Bahkan, saking ringannya, maka sesuatu itu harus tidak memiliki massa
sama sekali. Yang bisa melakukan kecepatan itu hanya photon saja, yaitu
kuantum-kuantum penyusun cahaya. Bahkan, electron sekali pun yang
bobotnya hamper nol sekalipun tidak bisa memiliki kecepatan setinggi
itu.
Sedangkan manusia sendiri terkonstruksi
dari satuan-satuan utama yang sangat kecil dinamakan sel. Jumlahnya
sekitar 390 milyar. Sel tubuh ini tidak sama, baik bentuk, besar, maupun
fungsinya. Sel-sel ini tidak terpisah satu sama lain, tetapi hidup
dalam organisasi yang harmonis (Pasya, 2004:250).

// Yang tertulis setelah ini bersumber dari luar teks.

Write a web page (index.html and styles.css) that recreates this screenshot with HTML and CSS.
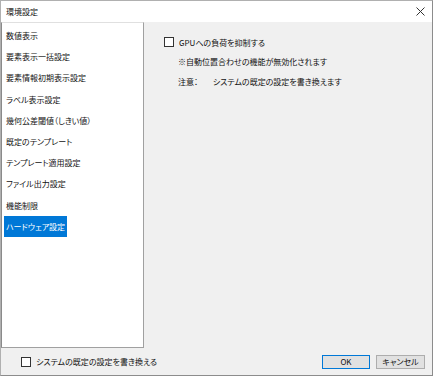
FILE: index.html
```html
<!DOCTYPE html>
<html lang="ja">
<head>
  <meta charset="UTF-8" />
  <meta name="viewport" content="width=device-width, initial-scale=1" />
  <title>環境設定</title>
  <link rel="stylesheet" href="styles.css">
</head>
<body>
<div class="window">
  <div class="titlebar">
    <span class="title">環境設定</span>
    <svg class="close" width="9" height="9" viewBox="0 0 9 9">
      <path d="M0.5 0.5 L8.5 8.5 M8.5 0.5 L0.5 8.5" stroke="#333" stroke-width="1" fill="none" />
    </svg>
  </div>

  <div class="main">
    <div class="sidebar">
      <ul class="menu">
        <li><span>数値表示</span></li>
        <li><span>要素表示一括設定</span></li>
        <li><span>要素情報初期表示設定</span></li>
        <li><span>ラベル表示設定</span></li>
        <li><span>幾何公差閾値（しきい値）</span></li>
        <li><span>既定のテンプレート</span></li>
        <li><span>テンプレート適用設定</span></li>
        <li><span>ファイル出力設定</span></li>
        <li><span>機能制限</span></li>
        <li class="selected"><span>ハードウェア設定</span></li>
      </ul>
    </div>

    <div class="content">
      <label class="check-row">
        <span class="checkbox"></span>
        <span>GPUへの負荷を抑制する</span>
      </label>
      <div class="note">※自動位置合わせの機能が無効化されます</div>
      <div class="note">
        <span class="note-head">注意：</span>
        <span>システムの既定の設定を書き換えます</span>
      </div>
    </div>
  </div>

  <div class="footer">
    <label class="check-row">
      <span class="checkbox"></span>
      <span>システムの既定の設定を書き換える</span>
    </label>
    <div class="buttons">
      <button class="btn btn-default">OK</button>
      <button class="btn">キャンセル</button>
    </div>
  </div>
</div>
</body>
</html>
```

FILE: styles.css
```css
body {
  margin: 0;
  font-family: "Noto Sans CJK JP", "Noto Sans", sans-serif;
  font-size: 8px;
  font-feature-settings: "palt";
  color: #111;
  background: #fff;
}
.window {
  width: 433px;
  height: 376px;
  border: 1px solid #8c8c8c;
  border-top-color: #b0b0b0;
  border-left-color: #b0b0b0;
  box-sizing: border-box;
  background: #f0f0f0;
  display: flex;
  flex-direction: column;
}
.titlebar {
  height: 21px;
  background: #fff;
  display: flex;
  justify-content: space-between;
  align-items: center;
  padding: 0 7px 0 5px;
  flex-shrink: 0;
}
.title {
  line-height: 1;
}
.main {
  display: flex;
  height: 326px;
}
.sidebar {
  width: 143px;
  background: #fff;
  border: 1px solid #a0a0a0;
  border-left-color: #8a8a8a;
  border-top-color: #e0e0e0;
  box-sizing: border-box;
}
.menu {
  list-style: none;
  margin: 0;
  padding: 2px 0 0 2px;
}
.menu li {
  height: 21.2px;
}
.menu li span {
  display: inline-block;
  height: 21px;
  line-height: 21px;
  padding: 0 2px;
}
.menu li.selected span {
  background: #0078d7;
  color: #fff;
}
.content {
  flex: 1;
  padding: 15px 0 0 20px;
}
.check-row {
  display: flex;
  align-items: center;
  gap: 5px;
  height: 10px;
}
.checkbox {
  width: 8px;
  height: 8px;
  border: 1px solid #333;
  background: #fff;
  flex-shrink: 0;
}
.note {
  margin: 10px 0 0 14px;
  line-height: 10px;
}
.note-head {
  display: inline-block;
  width: 33px;
}
.footer {
  flex: 1;
  display: flex;
  justify-content: space-between;
  align-items: center;
  padding: 0 7px 0 20px;
}
.buttons {
  display: flex;
  gap: 6px;
}
.btn {
  font-family: inherit;
  font-size: 8px;
  font-feature-settings: "palt";
  height: 14px;
  width: 49px;
  padding: 0;
  background: #e1e1e1;
  border: 1px solid #adadad;
  color: #111;
  line-height: 12px;
}
.btn-default {
  width: 48px;
  border: 1px solid #0078d7;
}
```
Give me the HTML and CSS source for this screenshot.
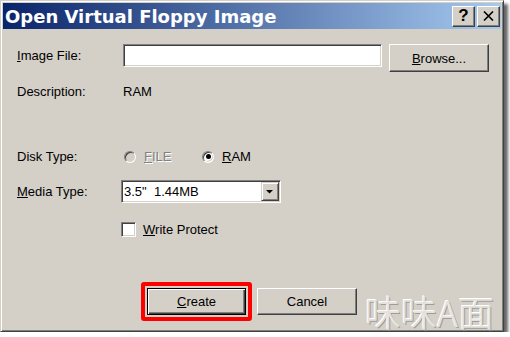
FILE: index.html
```html
<!DOCTYPE html>
<html>
<head>
<meta charset="utf-8">
<link rel="stylesheet" href="styles.css">
</head>
<body>
<div class="window">
  <div class="titlebar">
    <span class="title">Open Virtual Floppy Image</span>
    <div class="tbtns">
      <span class="tbtn help">?</span>
      <span class="tbtn close"><svg width="11" height="10" viewBox="0 0 11 10"><path d="M1 0.5 L10 9.5 M10 0.5 L1 9.5" stroke="#000" stroke-width="1.6" fill="none"/></svg></span>
    </div>
  </div>
  <div class="content">
    <div class="row r-file">
      <span class="label"><u>I</u>mage File:</span>
      <span class="input"></span>
      <span class="btn browse"><span><u>B</u>rowse...</span></span>
    </div>
    <div class="row r-desc">
      <span class="label">Description:</span>
      <span class="value">RAM</span>
    </div>
    <div class="row r-disk">
      <span class="label lbl-disk">Disk Type:</span>
      <span class="radio disabled"></span>
      <span class="rlabel rl-file disabled-text"><u>F</u>ILE</span>
      <span class="radio checked"></span>
      <span class="rlabel"><u>R</u>AM</span>
    </div>
    <div class="row r-media">
      <span class="label lbl-media"><u>M</u>edia Type:</span>
      <div class="select">
        <span class="seltext">3.5"&nbsp; 1.44MB</span>
        <span class="selbtn"><svg width="8" height="4" viewBox="0 0 8 4"><path d="M0 0 H7 L3.5 3.5 Z" fill="#000"/></svg></span>
      </div>
    </div>
    <div class="row r-check">
      <span class="check"></span>
      <span class="clabel"><u>W</u>rite Protect</span>
    </div>
    <div class="row r-btns">
      <span class="highlight"><span class="btn default"><span><u>C</u>reate</span></span></span>
      <span class="btn cancel"><span>Cancel</span></span>
    </div>
  </div>
  <div class="watermark">味味A面</div>
</div>
</body>
</html>
```
FILE: styles.css
```css
html, body {
  margin: 0;
  padding: 0;
  background: #ffffff;
}
body {
  font-family: "Liberation Sans", Arial, sans-serif;
  font-size: 13px;
  color: #000;
}
.window {
  position: relative;
  width: 504px;
  height: 332px;
  box-sizing: border-box;
  background: #d4d0c8;
  border: 1px solid;
  border-color: #d4d0c8 #404040 #404040 #d4d0c8;
  padding: 2px;
  box-shadow: inset 1px 1px #ffffff, inset -1px -1px #808080, 4px 4px 3px rgba(0,0,0,0.6);
}
.titlebar {
  height: 26px;
  display: flex;
  align-items: center;
  justify-content: space-between;
  background: linear-gradient(to right, #0a246a, #a6caf0);
}
.title {
  font-family: "DejaVu Sans", Verdana, sans-serif;
  font-weight: bold;
  font-size: 18px;
  color: #fff;
  padding-left: 2px;
  white-space: nowrap;
}
.tbtns {
  display: flex;
  gap: 2px;
  margin-right: 1px;
}
.tbtn {
  width: 23px;
  height: 21px;
  box-sizing: border-box;
  background: #d4d0c8;
  border: 1px solid;
  border-color: #ffffff #404040 #404040 #ffffff;
  box-shadow: inset -1px -1px #808080;
  display: flex;
  align-items: center;
  justify-content: center;
}
.help {
  font-family: "Liberation Sans", Arial, sans-serif;
  font-weight: bold;
  font-size: 17px;
  line-height: 1;
  padding-bottom: 1px;
}
.content {
  padding-left: 14px;
}
.row {
  display: flex;
}
.label {
  width: 106px;
  flex: none;
}
.r-file {
  margin-top: 15px;
  align-items: flex-start;
}
.r-file .label {
  line-height: 23px;
}
.input {
  width: 259px;
  height: 23px;
  box-sizing: border-box;
  background: #fff;
  border: 1px solid;
  border-color: #808080 #ffffff #ffffff #808080;
  box-shadow: inset 1px 1px #404040, inset -1px -1px #d4d0c8;
}
.btn {
  box-sizing: border-box;
  background: #d4d0c8;
  border: 1px solid;
  border-color: #ffffff #404040 #404040 #ffffff;
  box-shadow: inset -1px -1px #808080;
  display: flex;
  align-items: center;
  justify-content: center;
  flex: none;
}
.browse {
  margin-left: 7px;
  width: 100px;
  height: 28px;
}
.r-desc {
  margin-top: 12px;
  line-height: 15px;
}
.r-disk {
  margin-top: 50px;
  line-height: 15px;
  align-items: center;
}
.lbl-disk {
  width: 107px;
}
.radio {
  position: relative;
  width: 12px;
  height: 12px;
  box-sizing: border-box;
  border-radius: 50%;
  border: 1px solid;
  border-color: #808080 #ffffff #ffffff #808080;
  box-shadow: inset 1px 1px #404040, inset -1px -1px #d4d0c8;
  background: #fff;
  flex: none;
}
.radio.disabled {
  background: #d4d0c8;
}
.radio.checked::after {
  content: "";
  position: absolute;
  left: 2.5px;
  top: 2.5px;
  width: 5px;
  height: 5px;
  border-radius: 50%;
  background: #000;
}
.rlabel {
  margin-left: 8px;
}
.rl-file {
  width: 58px;
}
.disabled-text {
  color: #808080;
  text-shadow: 1px 1px #ffffff;
}
.r-media {
  margin-top: 16px;
  align-items: center;
}
.lbl-media {
  width: 104px;
}
.select {
  width: 160px;
  height: 23px;
  box-sizing: border-box;
  background: #fff;
  border: 1px solid;
  border-color: #808080 #ffffff #ffffff #808080;
  box-shadow: inset 1px 1px #404040, inset -1px -1px #d4d0c8;
  display: flex;
  align-items: center;
  justify-content: space-between;
  padding: 1px;
}
.seltext {
  padding-left: 1px;
  line-height: 15px;
  white-space: nowrap;
}
.selbtn {
  width: 18px;
  height: 19px;
  box-sizing: border-box;
  background: #d4d0c8;
  border: 1px solid;
  border-color: #d4d0c8 #404040 #404040 #d4d0c8;
  box-shadow: inset 1px 1px #ffffff, inset -1px -1px #808080;
  display: flex;
  align-items: center;
  justify-content: center;
}
.r-check {
  margin-top: 19px;
  padding-left: 104px;
  align-items: center;
  line-height: 15px;
}
.check {
  width: 15px;
  height: 15px;
  box-sizing: border-box;
  background: #fff;
  border: 1px solid;
  border-color: #808080 #ffffff #ffffff #808080;
  box-shadow: inset 1px 1px #404040, inset -1px -1px #d4d0c8;
  flex: none;
}
.clabel {
  margin-left: 7px;
}
.r-btns {
  margin-top: 45px;
  padding-left: 124px;
  align-items: flex-start;
}
.highlight {
  display: inline-flex;
  border: 4px solid #ff0000;
  border-radius: 3px;
  padding: 2px;
}
.default {
  width: 99px;
  height: 27px;
  border: 1px solid #000;
  box-shadow: inset 1px 1px #ffffff, inset -1px -1px #404040, inset -2px -2px #808080;
}
.cancel {
  margin-left: 5px;
  margin-top: 6px;
  width: 100px;
  height: 27px;
}
.watermark {
  position: absolute;
  left: 364px;
  top: 289px;
  font-family: "Noto Sans CJK SC", sans-serif;
  font-weight: 300;
  font-size: 36px;
  line-height: 42px;
  color: #e4e1dc;
  text-shadow: -1px -1px 0 #ffffff, 1px 1px 0 #a09c98;
  white-space: nowrap;
}
```
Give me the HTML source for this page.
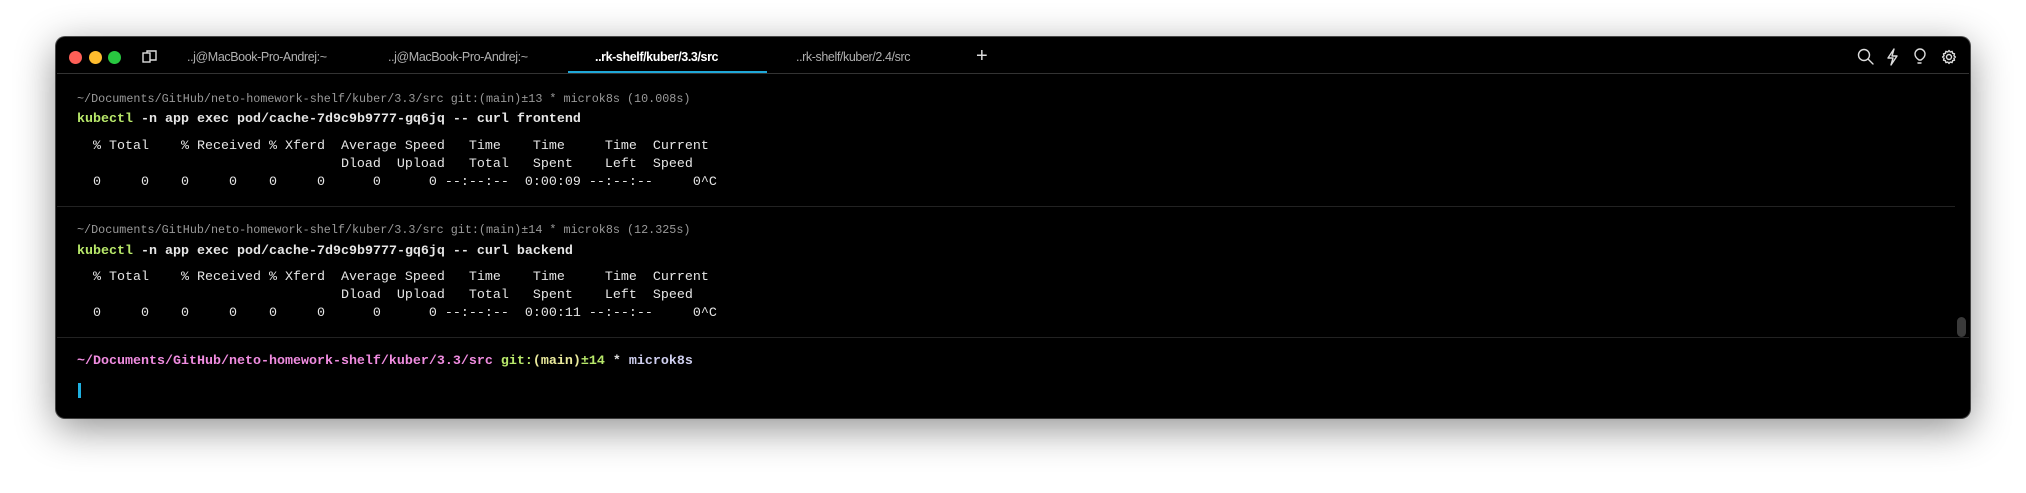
<!DOCTYPE html>
<html><head><meta charset="utf-8"><style>
html,body{margin:0;padding:0;width:2026px;height:493px;background:#fff;overflow:hidden}
.win{position:absolute;left:56px;top:37px;width:1914px;height:381px;background:#000;border-radius:9px;box-shadow:0 10px 40px rgba(0,0,0,.45),0 0 0 1px #555;overflow:hidden}
.t{position:absolute;white-space:pre;font-family:"Liberation Mono",monospace;line-height:18px}
.m{font-size:13.33px;color:#e6e6e6}
.g{font-size:11.75px;color:#9a9a9a}
.b{font-weight:bold}
.tab{position:absolute;top:0;height:36px;line-height:40px;font-family:"Liberation Sans",sans-serif;font-size:12.5px;color:#b0b0b0;letter-spacing:-0.4px}
.dot{position:absolute;top:51px;width:13px;height:13px;border-radius:50%}
.hr{position:absolute;height:1px;background:#222}
</style></head><body>
<div class="win"></div>
<div class="dot" style="left:69px;background:#fe5f57"></div>
<div class="dot" style="left:89px;background:#febc2e"></div>
<div class="dot" style="left:108px;background:#28c840"></div>
<svg style="position:absolute;left:142px;top:50px" width="16" height="14" viewBox="0 0 16 14"><rect x="1" y="3" width="7" height="9" fill="none" stroke="#ddd" stroke-width="1.4"/><path d="M5 3V1h9v9h-6" fill="none" stroke="#ddd" stroke-width="1.4"/></svg>
<div class="tab" style="left:187px;top:37px">..j@MacBook-Pro-Andrej:~</div>
<div class="tab" style="left:388px;top:37px">..j@MacBook-Pro-Andrej:~</div>
<div class="tab" style="left:595px;top:37px;color:#fff;font-weight:bold">..rk-shelf/kuber/3.3/src</div>
<div class="tab" style="left:796px;top:37px">..rk-shelf/kuber/2.4/src</div>
<div style="position:absolute;left:568px;top:71px;width:199px;height:2px;background:#1fa8d8"></div>
<div style="position:absolute;left:976px;top:45px;color:#ddd;font:20px 'Liberation Sans',sans-serif">+</div>
<div class="hr" style="left:57px;top:73px;width:1912px;background:#333"></div>
<svg style="position:absolute;left:1857px;top:48px" width="110" height="18" viewBox="0 0 110 18" fill="none" stroke="#ddd" stroke-width="1.4" stroke-linecap="round" stroke-linejoin="round">
<circle cx="7" cy="7" r="5.5"/><path d="M11 11l5 5"/>
<path d="M37 1l-6 9h5l-2 7 6-9h-5z"/>
<path d="M62 12c-3-2-4-4-4-6a5 5 0 0110 0c0 2-1 4-4 6z"/><path d="M61 15h3"/>
<circle cx="92" cy="9" r="2.5"/>
<path d="M92 2.5l1.2 1.5 1.9-.6.5 1.9 1.9.5-.6 1.9 1.5 1.3-1.5 1.3.6 1.9-1.9.5-.5 1.9-1.9-.6-1.2 1.5-1.2-1.5-1.9.6-.5-1.9-1.9-.5.6-1.9-1.5-1.3 1.5-1.3-.6-1.9 1.9-.5.5-1.9 1.9.6z"/>
</svg>
<div class="t g" style="left:77px;top:90px">~/Documents/GitHub/neto-homework-shelf/kuber/3.3/src git:(main)±13 * microk8s (10.008s)</div>
<div class="t m b" style="left:77px;top:111px"><span style="color:#b8e86a">kubectl</span> -n app exec pod/cache-7d9c9b9777-gq6jq -- curl frontend</div>
<div class="t m" style="left:77px;top:138px">  % Total    % Received % Xferd  Average Speed   Time    Time     Time  Current
                                 Dload  Upload   Total   Spent    Left  Speed
  0     0    0     0    0     0      0      0 --:--:--  0:00:09 --:--:--     0^C</div>
<div class="hr" style="left:57px;top:206px;width:1898px"></div>
<div class="t g" style="left:77px;top:221px">~/Documents/GitHub/neto-homework-shelf/kuber/3.3/src git:(main)±14 * microk8s (12.325s)</div>
<div class="t m b" style="left:77px;top:243px"><span style="color:#b8e86a">kubectl</span> -n app exec pod/cache-7d9c9b9777-gq6jq -- curl backend</div>
<div class="t m" style="left:77px;top:269px">  % Total    % Received % Xferd  Average Speed   Time    Time     Time  Current
                                 Dload  Upload   Total   Spent    Left  Speed
  0     0    0     0    0     0      0      0 --:--:--  0:00:11 --:--:--     0^C</div>
<div class="hr" style="left:57px;top:337px;width:1912px"></div>
<div style="position:absolute;left:1957px;top:317px;width:9px;height:20px;border-radius:5px;background:#3a3a3a"></div>
<div class="t m b" style="left:77px;top:353px"><span style="color:#f08ce0">~/Documents/GitHub/neto-homework-shelf/kuber/3.3/src</span> <span style="color:#b8e86a">git:</span><span style="color:#eaea9c">(main)</span><span style="color:#b8e86a">±14</span> <span style="color:#ddd">*</span> <span style="color:#cfcfef">microk8s</span></div>
<div style="position:absolute;left:78px;top:383px;width:3px;height:15px;background:#1fb0e0"></div>
</body></html>
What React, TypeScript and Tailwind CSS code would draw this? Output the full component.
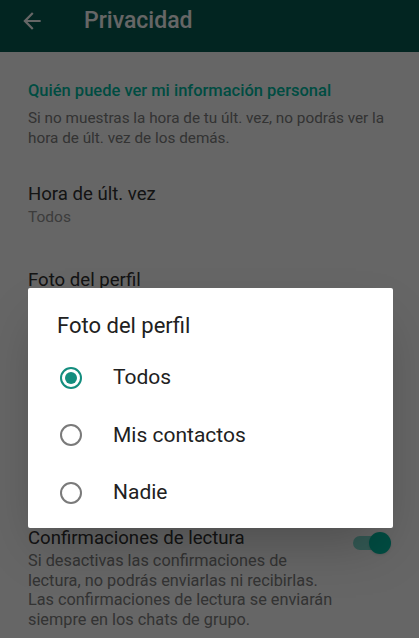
import React from "react"

const font = { fontFamily: "Roboto, 'Noto Sans', Arial, sans-serif" }

function Item({ title, value }: { title: string; value: string }) {
  return (
    <div className="px-[28px] py-5">
      <div className="text-[18.6px] leading-[24px] text-[#333]">{title}</div>
      <div className="text-[15.5px] leading-[22px] text-[#969696]">{value}</div>
    </div>
  )
}

function Radio({ checked, label }: { checked?: boolean; label: string }) {
  return (
    <div className="flex items-center h-[57.5px] pl-[32px]">
      <div
        className={
          checked
            ? "w-[22px] h-[22px] rounded-full border-[2.5px] border-[#138d7e] flex items-center justify-center"
            : "w-[22px] h-[22px] rounded-full border-[2px] border-[#7a7a7a]"
        }
      >
        {checked && <div className="w-[12px] h-[12px] rounded-full bg-[#138d7e]" />}
      </div>
      <span className="ml-[31px] text-[21px] text-[#212121]">{label}</span>
    </div>
  )
}

export default function App() {
  return (
    <div className="relative w-[419px] h-[638px] overflow-hidden bg-white" style={font}>
      <header className="h-[52px] bg-[#075E54] flex items-center pb-[10px] text-white">
        <svg className="ml-[19px]" width="26" height="26" viewBox="0 0 24 24" fill="currentColor">
          <path d="M20 11H7.83l5.59-5.59L12 4l-8 8 8 8 1.41-1.41L7.83 13H20v-2z" />
        </svg>
        <h1 className="ml-[39px] text-[23px] font-medium">Privacidad</h1>
      </header>

      <section className="px-[28px] pt-[29px] pb-[14px]">
        <div className="text-[16.5px] leading-[20px] font-medium text-[#00BFA5]">
          Quién puede ver mi información personal
        </div>
        <p className="mt-[8px] text-[15.3px] leading-[19.5px] text-[#808080]">
          Si no muestras la hora de tu últ. vez, no podrás ver la hora de últ. vez de los demás.
        </p>
      </section>

      <Item title="Hora de últ. vez" value="Todos" />
      <Item title="Foto del perfil" value="Todos" />
      <Item title="Info." value="Todos" />
      <Item title="Estado" value="Mis contactos" />

      <div className="flex px-[28px] pt-5">
        <div className="flex-1">
          <div className="text-[18.6px] leading-[24px] text-[#333]">Confirmaciones de lectura</div>
          <p className="mt-[1px] text-[16.3px] leading-[19.5px] text-[#808080] w-[310px]">
            Si desactivas las confirmaciones de lectura, no podrás enviarlas ni recibirlas. Las
            confirmaciones de lectura se enviarán siempre en los chats de grupo.
          </p>
        </div>
        <div className="relative w-[40px] h-[24px] mt-[5px] -mr-[2px] flex items-center">
          <div className="w-[34px] h-[14px] rounded-full bg-[#00BFA5]/50" />
          <div className="absolute right-[2px] w-[22px] h-[22px] rounded-full bg-[#00BFA5] shadow" />
        </div>
      </div>

      <div className="absolute inset-0 bg-black/60" />

      <div className="absolute left-[28px] top-[288px] w-[365px] h-[240px] bg-white rounded-[2px] shadow-2xl">
        <div className="pt-[24px] pl-[29px] text-[22px] leading-[28px] text-[#212121]">
          Foto del perfil
        </div>
        <div className="mt-[9px]">
          <Radio checked label="Todos" />
          <Radio label="Mis contactos" />
          <Radio label="Nadie" />
        </div>
      </div>
    </div>
  )
}
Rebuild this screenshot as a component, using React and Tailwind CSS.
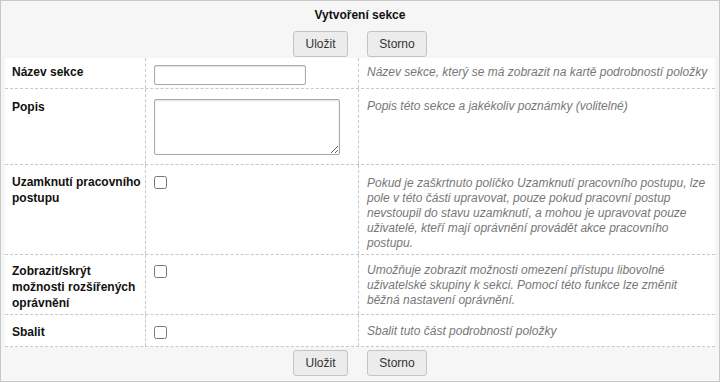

Jika dilihat dari penyusunnya, maka
berbagai macam sel itu tersusun dari molekul-molekul. Baik yang
sederhana maupun molekul yang kompleks. Mulai dari H2O, sampai pada
molekul asam amino atau proteir kompleks lainnya. Dan jika dicermati,
maka molekul itu juga tersusun dari bagian-bagian yang lebih kecil
disebut atom. Dan atom ini pun tersusun dari partikel-partikel sub
atomik seperti: proton, neutron, elektron, dan sebagainya.
Karena manusia memiliki bobot,
jangankan untuk dipercepat dengan kecepatan setingkat kecepatan cahaya.
Dengan percepatan beberapa kali gravitasi bumi (G) saja, sudah akan
mengalami kendala serius, bahkan bisa meninggal dunia.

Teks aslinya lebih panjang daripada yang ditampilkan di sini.